The 5 Best Videos Of The Week
You would’ve never expected Metallica to be the next A-list artist to try out the whole “visual album” thing, but that happened this week. They made their own Ride The Lemonade. And some of the videos are pretty good! With “ManUNKind,” veteran pop-video transgressor Jonas Åkerlund made a nicely gory salute to Scandinavian black metal; you find your attention starting to wander by the six-minute mark, but then knives start hitting flesh. With “Murder One,” Robert Valley effectively canonized Lemmy as a larger-than-life cartoon figure. And best of all, with “Spit Out The Bone,” Phil Mucci made a deliriously violent low-budget post-apocalyptic fever-dream vision. Still, making my way through these videos, I found myself wishing that Metallica had used that marketing budget on one or two great videos rather than 12 boring-to-good ones. Not everyone can be Beyoncé. So Metallica are not among this week’s picks. This week’s picks are below.
5. John Legend – “Love Me Now” (Dir. Nabil)
It’s nice to see that even when he’s making sentimental up-with-people greeting-card mush, Nabil finds ways to invent it with diamond-sharp vision and radical empathy. I normally curl my lip at stuff like this. This time, I was quietly moved.
4. Travis Scott – “90210” (Feat. Kacy Hill) (Dir. Hype Williams)
How is the stop-motion animated version of Travis Scott more lifelike and emotionally resonant than the real flesh-and-blood version of Travis Scott?
3. Cashmere Cat – “Trust Nobody” (Feat. Selena Gomez & Tory Lanez) (Dir. Jake Schreier)
This whole thing is just breathtaking, and I commend all the dancers for succeeding in not getting too scared when they were close to the edges of the platform.
2. Jeff Rosenstock – “Blast Damage Days” (Dir. Clay Tatum)
If Mountain Dew was a person, this strikes me as a perfectly accurate representation of the way Mountain Dew would act. (Not Mountain Dew Code Red, though. Mountain Dew Code Red would be a great friend.)
1. PUP – “Sleep In The Heat” (Dir. Jeremy Schaulin-Rioux)

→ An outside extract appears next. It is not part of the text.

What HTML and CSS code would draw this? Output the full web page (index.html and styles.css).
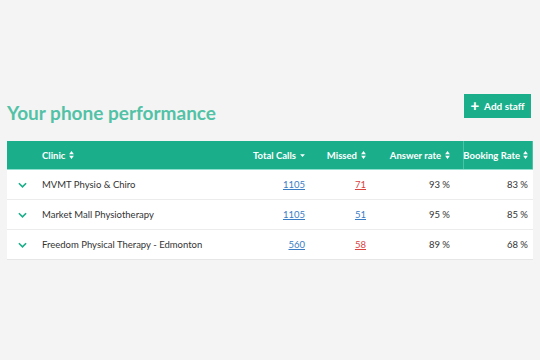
FILE: index.html
```html
<!DOCTYPE html>
<html>
<head>
<meta charset="utf-8">
<link rel="stylesheet" href="styles.css">
</head>
<body>
<div class="page">
  <div class="top">
    <h1 class="title">Your phone performance</h1>
    <button class="btn"><span class="plus">+</span> Add staff</button>
  </div>
  <div class="table">
    <div class="row head">
      <div class="c c1"></div>
      <div class="c c2">Clinic <svg class="sort" viewBox="0 0 6 10"><path d="M3 0L6 4H0Z M3 10L0 6H6Z"/></svg></div>
      <div class="c c3">Total Calls <svg class="sort" viewBox="0 0 6 10"><path d="M0 4H6L3 7.5Z"/></svg></div>
      <div class="c c4">Missed <svg class="sort" viewBox="0 0 6 10"><path d="M3 0L6 4H0Z M3 10L0 6H6Z"/></svg></div>
      <div class="c c5">Answer rate <svg class="sort" viewBox="0 0 6 10"><path d="M3 0L6 4H0Z M3 10L0 6H6Z"/></svg></div>
      <div class="c c6 sel">Booking Rate <svg class="sort" viewBox="0 0 6 10"><path d="M3 0L6 4H0Z M3 10L0 6H6Z"/></svg></div>
    </div>
    <div class="row">
      <div class="c c1"><svg class="chev" viewBox="0 0 10 6"><path d="M1 1L5 5L9 1"/></svg></div>
      <div class="c c2">MVMT Physio &amp; Chiro</div>
      <div class="c c3"><a class="blue">1105</a></div>
      <div class="c c4"><a class="red">71</a></div>
      <div class="c c5">93 %</div>
      <div class="c c6">83 %</div>
    </div>
    <div class="row">
      <div class="c c1"><svg class="chev" viewBox="0 0 10 6"><path d="M1 1L5 5L9 1"/></svg></div>
      <div class="c c2">Market Mall Physiotherapy</div>
      <div class="c c3"><a class="blue">1105</a></div>
      <div class="c c4"><a class="blue">51</a></div>
      <div class="c c5">95 %</div>
      <div class="c c6">85 %</div>
    </div>
    <div class="row">
      <div class="c c1"><svg class="chev" viewBox="0 0 10 6"><path d="M1 1L5 5L9 1"/></svg></div>
      <div class="c c2">Freedom Physical Therapy - Edmonton</div>
      <div class="c c3"><a class="blue">560</a></div>
      <div class="c c4"><a class="red">58</a></div>
      <div class="c c5">89 %</div>
      <div class="c c6">68 %</div>
    </div>
  </div>
</div>
</body>
</html>
```
FILE: styles.css
```css
* { box-sizing: border-box; }
html, body { margin: 0; padding: 0; }
body {
  background: #f4f4f4;
  font-family: "Lato", "Open Sans", sans-serif;
  color: #333;
  width: 540px;
  height: 360px;
}
.page { padding: 94px 7px 0 7px; }
.top {
  display: flex;
  justify-content: space-between;
  align-items: flex-start;
  height: 47px;
  padding-right: 2px;
}
.title {
  margin: 8px 0 0 0;
  font-size: 19px;
  font-weight: 700;
  color: #52c2a6;
  line-height: 22px;
}
.btn {
  border: none;
  background: #1aae8b;
  color: #fff;
  font-family: inherit;
  font-weight: 700;
  font-size: 10px;
  height: 24px;
  width: 67px;
  padding: 0;
  display: flex;
  align-items: center;
  justify-content: center;
  gap: 5px;
}
.plus { font-size: 15px; font-weight: 900; line-height: 1; margin-top: -2px; }
.table {
  width: 526px;
  background: #fff;
  border-bottom: 1px solid #e6e6e6;
}
.row {
  display: grid;
  grid-template-columns: 28px 205px 71px 61px 91px 70px;
  height: 30px;
  border-bottom: 1px solid #ececec;
  font-size: 9.5px;
  align-items: center;
  white-space: nowrap;
}
.row:last-child { border-bottom: none; height: 29px; }
.row.head {
  height: 29px;
  background: #1aae8b;
  color: #fff;
  font-weight: 700;
  border-bottom: 1px solid #8fe0cf;
}
.c { display: flex; align-items: center; height: 100%; }
.c2 { padding-left: 7px; }
.c3, .c4, .c5, .c6 { justify-content: flex-end; }
.c3 { padding-right: 6px; }
.c4 { padding-right: 6px; }
.c5 { padding-right: 13px; }
.c6 { padding-right: 5px; }
.head .c6.sel { border-left: 1px solid #4cc3a7; border-right: 1px solid #4cc3a7; padding-right: 4px; }
.head .c6 .sort { margin-left: 3px; }
.sort { width: 5px; height: 8px; fill: #fff; margin-left: 4px; flex: none; }
.c1 { justify-content: center; padding-left: 3px; }
.chev { width: 9px; height: 6px; fill: none; stroke: #1aae8b; stroke-width: 1.8; }
a { text-decoration: underline; }
.blue { color: #3b7dc4; }
.red { color: #d9443f; }
```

There is so much good stuff going on here. There is the beautifully grubby Green Room-style depiction of life on a punk rock tour. There is the fun absurdity of the Bugsy Malone kids-as-adults conceit. There is the chance to see that Finn Wolfhard is a real actor who can do more things than pine over a bald telekinetic girl. And there is the story itself, which fucking destroyed me. Dogs are the best.